At the present time, with current oil prices, shale oil production is not economical and so it is likely that if in the long run the crude prices keep as low as the present rates, some of shale oil producers like the US and Canada would quit its production. A renewed oil prices’ hike could persuade them back to the shale oil production, however.
– Iran has restored its oil exports to the European countries now that it is being freed from the yoke of the Western sanctions, and for rational reasons it is resistant to the idea of output reduction upon lifting of the sanctions. Such a Tehran resistance automatically affects the oil supplies and the current low prices.

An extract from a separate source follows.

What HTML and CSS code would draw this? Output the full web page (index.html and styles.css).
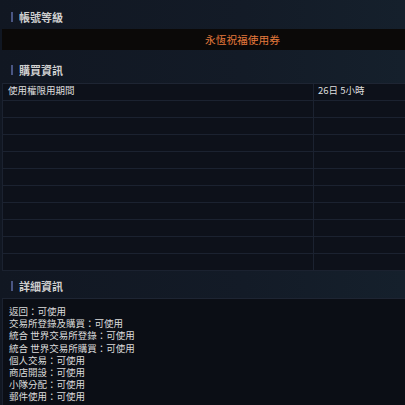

Iran has officially announced that it would spare no effort to support measures for curbing low oil prices but with a consideration of pre-sanctions oil production and market share, it is not interested to freeze crude supplies to the global markets. It is worth mentioning that Tehran’s current production levels are far lower than its pre-sanctions crude sales, as its share in the supply market was hit hard by Western sanction. Actually, Iran expects the oil producers to understand that Tehran needs to reach its former oil production, namely pre-sanctions production, and also it needs the producers which took Tehran’s place following the sanctions behave more responsibly and get back to their former production levels.
– Russia and Saudi Arabia, though are in need to work together in energy markets, are deeply divided over political issues and regional cases. Thereby, due to the political and security disaccords it is very unlikely that the two major oil producers in long terms agree on economic work.
– Saudi Arabia, for its huge spending on wars in Syria and Yemen, is still in desperate need of big money from oil sales. According to a report released by the Saudi Arabian Monetary Agency, which operates as the kingdom’s central bank, as a result of dropping oil income, the country’s foreign reserves slid from $742 billion in October 2014 to $648 billion in the same month in 2015.
Furthermore, the Saudi budget deficit in late 2015 was posted as equal as 20 percent of the country’s GNP. According to the International Monastery Fund’s (IMF) speculations, the Saudi Arabian foreign reserves could end within five years if the dropping oil prices see no restoration. Thus, it is very unlikely that Riyadh shifts approach on crude production levels as it counts the costs of the huge budget deficit.
– Thanks to huge oil reserves and good investment in oil production facilities, Saudi Arabia could keep the current output levels, defying the low prices. But the same process is highly strenuous for such producers as Iraq, Venezuela and some others because they need large-scale investments in different parts of their energy sectors, and as long as the market prices are this low, the large oil companies find no motive to invest in these countries’ energy projects. This could affect their production levels and drive them out of exports cycle. So, the Saudis would possibly ignore the oil cap proposal in a bid to push their rivals out of the market and gain more diversified oil purchasers.
– There is no organized relation between Russia, as a non-OPEC member and one of the world’s largest oil suppliers, and OPEC’s countries. In fact, Moscow holds individual oil ties with the OPEC’s members and is not in regular connection with the oil organization.
Prospects of freeze deal
Though freezing the oil production is a proper pathway to affect the low oil prices in the market, the agreement to cap the crude supplies to January levels would do little to balance the supply and demand in the current year, and is not enough to sell out the 600,000 excessive barrels per day that are predicted to flood the market this year. Actually, the precondition for realization of freeze proposal is that any increase in oil prices should come as a result of a really reduced oil production. In other words, the shrink in production must be enough to pull up the global crude prices.
Additionally, freezing the oil levels takes commitment of all of major oil suppliers. The present situation indicates that it is difficult to unite the major production players, however. Therefore, with regard to the challenges hampering the freeze plan, the oil producing countries should consider other solutions to control the oil markets because if the plan to freeze the current oil supply is not accompanied by other methods, it fails to leave a serious and long-term remedial influence on the oil market.